DATA SHOWN =
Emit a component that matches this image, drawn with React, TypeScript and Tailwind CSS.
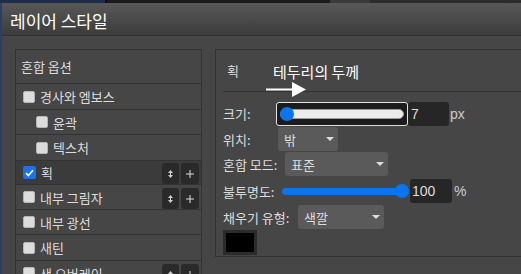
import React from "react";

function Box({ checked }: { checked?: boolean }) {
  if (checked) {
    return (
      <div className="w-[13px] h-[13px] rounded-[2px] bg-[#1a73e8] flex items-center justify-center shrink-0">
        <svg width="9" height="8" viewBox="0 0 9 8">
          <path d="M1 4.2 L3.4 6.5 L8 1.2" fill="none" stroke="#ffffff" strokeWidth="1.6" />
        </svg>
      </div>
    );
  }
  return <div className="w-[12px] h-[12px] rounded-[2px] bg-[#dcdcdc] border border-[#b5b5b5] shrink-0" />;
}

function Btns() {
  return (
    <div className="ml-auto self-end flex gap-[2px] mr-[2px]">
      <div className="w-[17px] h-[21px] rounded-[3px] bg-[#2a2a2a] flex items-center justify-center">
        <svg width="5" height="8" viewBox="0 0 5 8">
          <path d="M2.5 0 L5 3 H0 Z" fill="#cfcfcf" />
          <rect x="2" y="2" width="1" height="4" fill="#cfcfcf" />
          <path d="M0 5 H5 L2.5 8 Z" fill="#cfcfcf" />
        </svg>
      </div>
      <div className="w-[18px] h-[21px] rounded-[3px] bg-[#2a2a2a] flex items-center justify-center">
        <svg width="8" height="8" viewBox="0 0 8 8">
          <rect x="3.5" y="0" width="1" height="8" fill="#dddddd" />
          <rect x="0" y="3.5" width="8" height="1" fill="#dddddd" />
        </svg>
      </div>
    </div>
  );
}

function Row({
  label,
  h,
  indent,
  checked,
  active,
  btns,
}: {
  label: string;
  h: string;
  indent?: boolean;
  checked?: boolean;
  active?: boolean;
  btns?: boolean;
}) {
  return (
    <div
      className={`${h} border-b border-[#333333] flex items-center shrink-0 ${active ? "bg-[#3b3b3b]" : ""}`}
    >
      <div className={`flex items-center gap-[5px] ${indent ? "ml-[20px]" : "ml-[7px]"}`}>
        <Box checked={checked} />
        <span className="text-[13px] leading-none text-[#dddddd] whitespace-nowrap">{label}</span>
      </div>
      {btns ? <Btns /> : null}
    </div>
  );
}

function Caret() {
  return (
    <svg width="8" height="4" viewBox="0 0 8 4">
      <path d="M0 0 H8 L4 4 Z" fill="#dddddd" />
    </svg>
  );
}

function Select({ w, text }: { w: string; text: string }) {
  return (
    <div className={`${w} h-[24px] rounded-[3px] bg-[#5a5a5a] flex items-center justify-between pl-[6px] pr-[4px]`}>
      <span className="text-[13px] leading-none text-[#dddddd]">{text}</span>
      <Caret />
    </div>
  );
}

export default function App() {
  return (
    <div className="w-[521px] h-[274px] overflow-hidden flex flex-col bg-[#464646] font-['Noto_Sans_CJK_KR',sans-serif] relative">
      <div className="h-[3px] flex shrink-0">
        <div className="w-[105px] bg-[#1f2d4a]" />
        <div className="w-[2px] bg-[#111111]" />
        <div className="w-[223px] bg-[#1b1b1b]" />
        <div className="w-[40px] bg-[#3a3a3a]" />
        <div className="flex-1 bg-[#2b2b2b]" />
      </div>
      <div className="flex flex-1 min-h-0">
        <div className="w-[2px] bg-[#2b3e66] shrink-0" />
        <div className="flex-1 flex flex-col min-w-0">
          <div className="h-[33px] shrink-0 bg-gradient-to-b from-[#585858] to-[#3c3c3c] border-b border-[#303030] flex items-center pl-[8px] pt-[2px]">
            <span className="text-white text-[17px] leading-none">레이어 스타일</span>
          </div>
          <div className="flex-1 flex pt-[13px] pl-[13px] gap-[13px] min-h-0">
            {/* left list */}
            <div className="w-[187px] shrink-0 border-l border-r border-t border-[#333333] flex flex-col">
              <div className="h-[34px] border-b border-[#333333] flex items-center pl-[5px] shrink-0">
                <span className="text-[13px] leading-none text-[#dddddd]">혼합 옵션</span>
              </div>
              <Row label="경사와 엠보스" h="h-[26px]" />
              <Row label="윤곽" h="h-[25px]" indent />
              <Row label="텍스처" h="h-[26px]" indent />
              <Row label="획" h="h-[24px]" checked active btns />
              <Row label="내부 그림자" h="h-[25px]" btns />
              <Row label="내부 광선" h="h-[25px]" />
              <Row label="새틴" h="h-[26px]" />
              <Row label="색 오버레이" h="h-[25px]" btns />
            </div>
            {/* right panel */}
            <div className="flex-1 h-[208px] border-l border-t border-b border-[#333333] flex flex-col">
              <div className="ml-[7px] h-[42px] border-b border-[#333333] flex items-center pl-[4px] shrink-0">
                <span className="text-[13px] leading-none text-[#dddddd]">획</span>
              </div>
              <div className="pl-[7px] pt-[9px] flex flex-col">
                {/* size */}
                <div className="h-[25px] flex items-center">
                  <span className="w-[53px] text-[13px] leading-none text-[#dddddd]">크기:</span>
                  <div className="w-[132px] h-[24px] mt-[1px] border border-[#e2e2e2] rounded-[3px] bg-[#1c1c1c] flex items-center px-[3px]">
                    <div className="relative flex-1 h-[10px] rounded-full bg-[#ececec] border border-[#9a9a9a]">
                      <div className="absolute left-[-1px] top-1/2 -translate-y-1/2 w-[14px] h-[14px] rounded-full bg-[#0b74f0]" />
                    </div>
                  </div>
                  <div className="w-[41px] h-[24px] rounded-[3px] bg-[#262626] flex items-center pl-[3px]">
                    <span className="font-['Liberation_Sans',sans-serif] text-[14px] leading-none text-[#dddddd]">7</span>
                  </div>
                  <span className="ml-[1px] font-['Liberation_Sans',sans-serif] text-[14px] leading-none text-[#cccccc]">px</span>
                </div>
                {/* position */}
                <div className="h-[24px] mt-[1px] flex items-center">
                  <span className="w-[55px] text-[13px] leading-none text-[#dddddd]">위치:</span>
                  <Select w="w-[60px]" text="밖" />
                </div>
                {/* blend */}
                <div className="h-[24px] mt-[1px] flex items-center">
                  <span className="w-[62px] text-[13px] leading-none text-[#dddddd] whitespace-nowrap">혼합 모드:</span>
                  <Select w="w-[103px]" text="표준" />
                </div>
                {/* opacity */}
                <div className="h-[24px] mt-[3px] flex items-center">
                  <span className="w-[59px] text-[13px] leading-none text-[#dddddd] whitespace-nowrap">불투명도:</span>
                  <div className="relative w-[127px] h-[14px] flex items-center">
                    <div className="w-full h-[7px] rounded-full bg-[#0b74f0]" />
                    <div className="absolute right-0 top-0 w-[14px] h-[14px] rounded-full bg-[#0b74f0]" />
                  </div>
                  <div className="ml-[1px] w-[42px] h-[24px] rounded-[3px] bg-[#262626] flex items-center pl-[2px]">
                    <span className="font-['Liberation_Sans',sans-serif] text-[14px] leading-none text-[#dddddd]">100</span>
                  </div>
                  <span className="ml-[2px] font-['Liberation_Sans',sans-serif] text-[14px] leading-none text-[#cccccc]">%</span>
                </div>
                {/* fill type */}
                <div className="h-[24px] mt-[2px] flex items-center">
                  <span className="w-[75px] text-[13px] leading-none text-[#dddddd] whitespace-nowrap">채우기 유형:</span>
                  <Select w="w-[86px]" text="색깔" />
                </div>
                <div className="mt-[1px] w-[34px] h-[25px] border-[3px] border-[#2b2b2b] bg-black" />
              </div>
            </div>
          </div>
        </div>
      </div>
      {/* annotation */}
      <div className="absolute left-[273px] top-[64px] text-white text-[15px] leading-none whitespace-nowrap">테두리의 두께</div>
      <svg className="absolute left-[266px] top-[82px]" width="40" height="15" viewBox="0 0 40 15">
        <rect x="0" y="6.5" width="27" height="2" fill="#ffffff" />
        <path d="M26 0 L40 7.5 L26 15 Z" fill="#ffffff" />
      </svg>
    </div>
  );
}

PROBLEM TO SOLVE =
Pictures excluded, repeat exactly the lines from the top of the material through the line with "import React from", including both of those lines.

OUTPUT OF THE TASK =
Emit a component that matches this image, drawn with React, TypeScript and Tailwind CSS.
import React from "react";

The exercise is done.